The act provides no standard or rule of action for the Commission. It apparently contemplates that when the Commission is satisfied that the change for which consent is requested will remove prevention to shipment of articles desirable, or will promote the service to the public, or secure receipt of revenue adequate to pay the cost of the service, consent will be given.

The Commission has not construed the provision for investigation as requiring a public hearing, nor does it propose to do so. It will, however, when the particular case in hand suggests the propriety of it, feel entirely free to order a public hearing.

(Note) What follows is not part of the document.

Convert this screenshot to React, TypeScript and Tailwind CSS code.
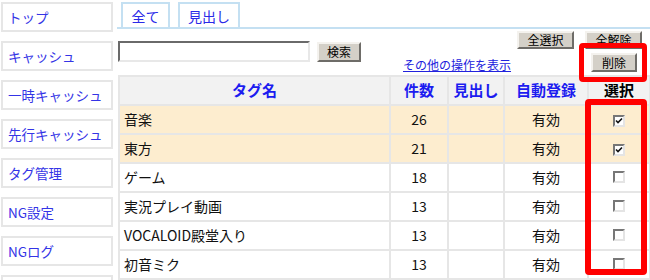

One of the general duties of the Commission is to regulate the practices and charges of express companies. It has not felt called upon to consider the interests of these companies in any respect when considering applications of the Postmaster General to change parcel-post rates. The rates of the express companies have been recently revised by this Commission, and a very substantial reduction therein has been made. The Commission feels that it should be relieved from the duty of determining the extent to which the parcel post should supersede the express system which it has regulated. It is easily conceivable that a proposition for reduction of parcel-post rates might seem to the Commission to threaten the destruction of the existing express companies before adequate provision has been made by the Government for taking over all of such business. In such case the Commission would be in grave doubt as to its duty under the present law.

It is recommended that the Commission be relieved of all duties in connection with the parcel post. If that is not done, the duties to be performed by the Commission, as well as the standards to be applied to it, should be more clearly stated.

RECOMMENDATIONS.

In the present state of the law the statute of limitations for the beginning of proceedings by shippers to recover reparation on account of unreasonable rates is fixed at two years. The statute of limitations for the initiation of criminal prosecutions by the Federal authorities for failure to collect or to pay the full amount of legally established transportation charges is three years. The statutes of limitations for the beginning of actions by carriers to recover unpaid transportation charges from shippers are provided by the several States and vary in the different States. Generally, however, they provide longer periods than is provided in the act to regulate

commerce.

From this instances of gross injustice result. Through inadvertence carriers sometimes fail to present bills to shippers for the legal

amount of freight charges due. Such errors are discovered more than two years after the shipment has been delivered and all causes of action thereunder have accrued. The shipper thus finds himself liable to prosecution for failure to pay the legal rate, but, owing to the two-year statute of limitations, he is barred from beginning a proceeding to test the reasonableness of the charges assessed against him. We therefore recommend providing one period for beginning of all actions relating to transportation charges subject to the act. A provision should be made that all actions by carriers subject to the act for the recovery of compensation for any service subject to the act shall be begun within three years from the completion of such service, and that all complaints for the recovery of damages shall be filed with the Commission within three years from the completion of the service as to which damages are claimed, and not after.

In a few instances undue preference has been given by failure to demand payment for services rendered by carriers for unreasonably long periods as to certain shippers. We recommend providing in the act that a carrier which fails to demand payment of charges for any service in the transportation of property within the period of 90 days from the time of the delivery of the shipment shall be deemed guilty of giving a rebate to the shipper.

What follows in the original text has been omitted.